When Woods arrived on site at Winged Foot, his Newport 2 was in tow. But the putter grip was noticeably missing. Upon closer inspection, Woods appears to have done the unthinkable, replacing the PP58 with a full-cord Lamkin grip featuring the company’s “Deep-Etched” pattern.
The horizontal indentations on the rubber surface give the grip a distinctly firm feel. For someone who has played a no-frills rubber grip for most of his career, the Lamkin version likely matches up in the feel department. The pistol grip shape is also very similar to what Woods has played in the past — although the addition of more rubber could make the grip feel slightly larger in his hands.
Woods didn’t comment on the grip during his scheduled Tuesday press conference, but the change is significant. For starters, this isn’t the first time Woods has used a similar cord-style grip with a deep-etched pattern. During his time at Stanford, it was his grip of choice on an Odyssey Dual Force 660 putter. Only that grip was made by Golf Pride. So we can cross off Woods digging into his old putter grip stash for a new handle.
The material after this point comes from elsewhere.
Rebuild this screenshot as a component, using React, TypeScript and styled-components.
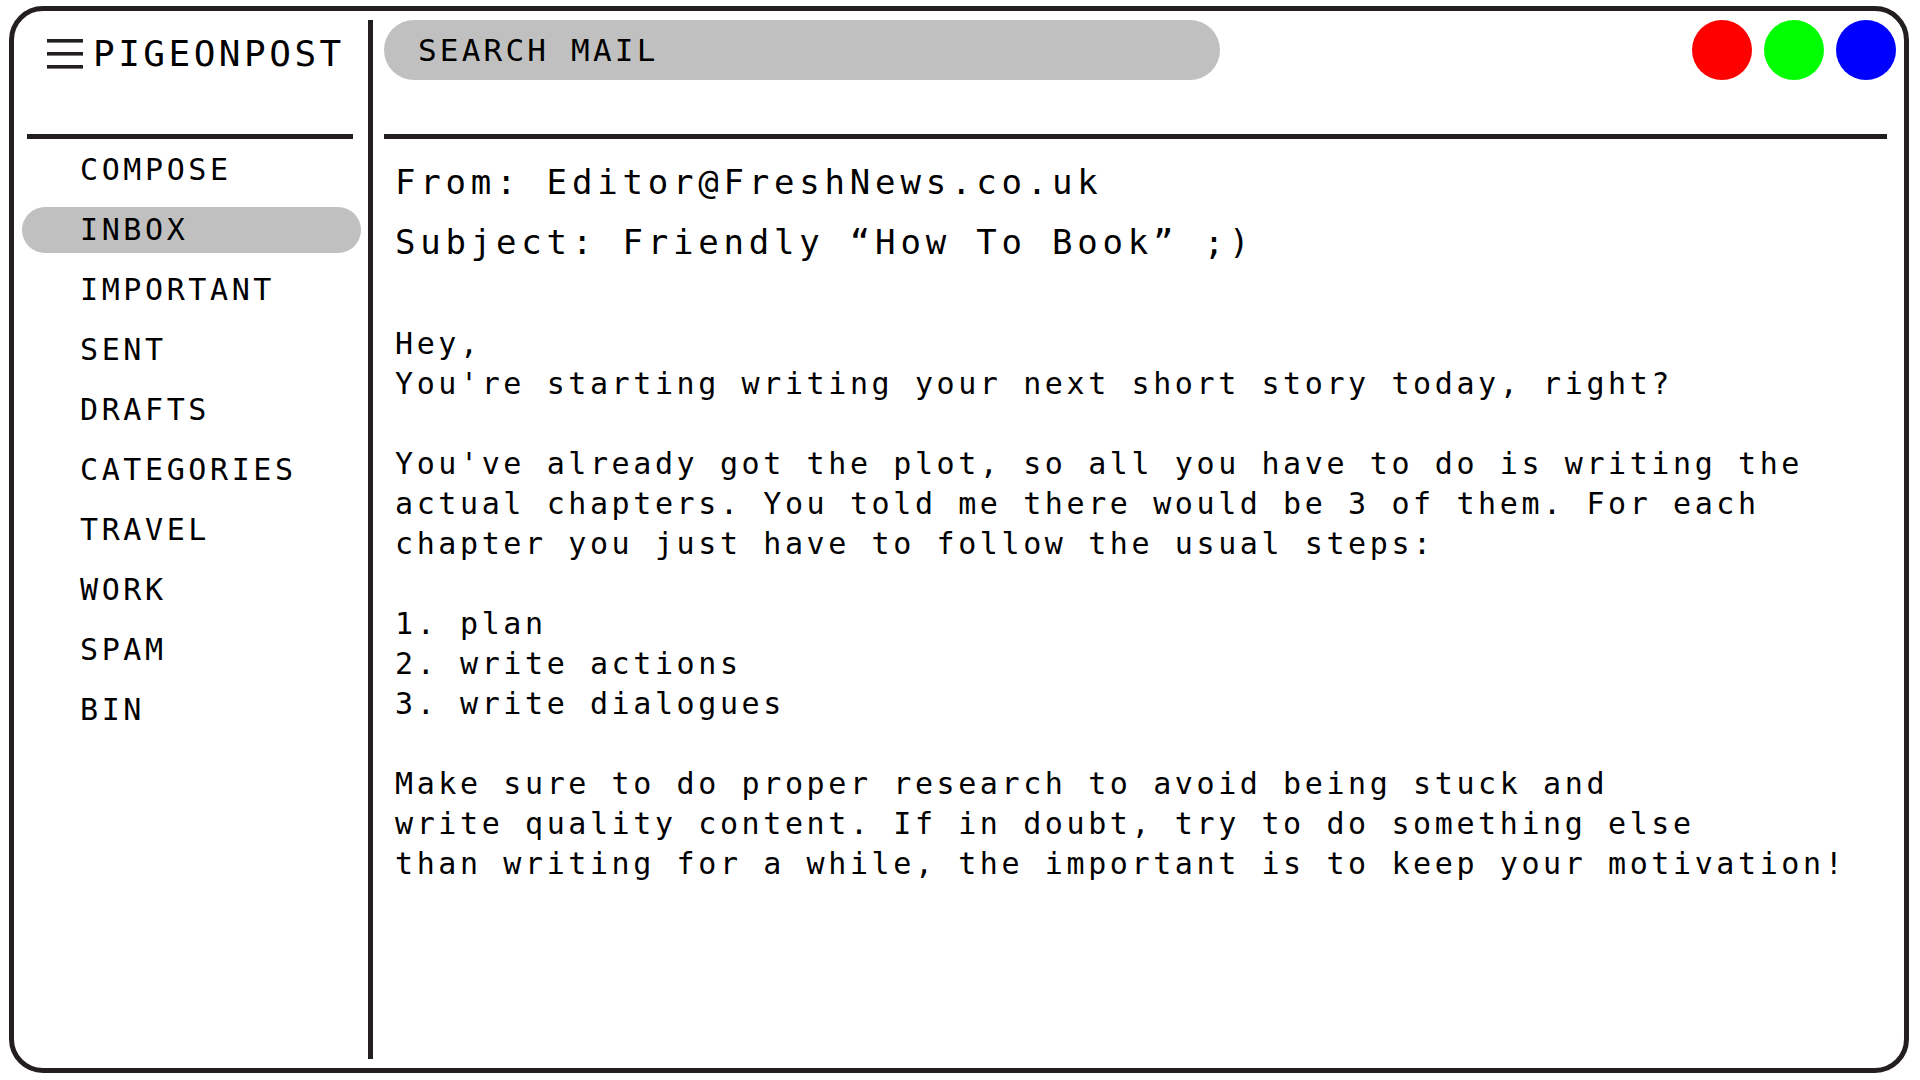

Another interesting piece of minutia to point out is the scripting on Woods’ Lamkin grip. The whimsical cursive on the front is completely different from the bold, blocky text on the current corded retail version. This leads your eagle-eyed gear sleuth to one conclusion: this is old Lamkin stock.
So where did Woods obtain the grip? That’s anybody’s guess. But if I was a betting man, I’d imagine this grip was once part of Steve Stricker’s grip stash. Stricker, as many know, is a sounding board for Woods when it comes to putting. If Tiger has a putter question, he usually goes to Stricker for advice. Don’t forget it was Stricker who lifted the lid on Woods’ decision to go up in putter length at the PGA Championship.
Stricker also happens to use an older version of Lamkin’s Deep-Etched pistol grip with, you guessed it, the same old-school cursive script. Neither Woods nor Stricker has confirmed the grip is from the 53-year-old’s grip stock, but it’s intriguing that putting guru and his quasi-pupil are now using the same grip.
With more eyeballs on Woods’ putter grip than ever before, it’s very likely the 15-time major winner will be asked to detail his recent change in the not-too-distant future. Every gear change Woods has made over the course of his career has been scrutinized to the nth degree. This one is no different.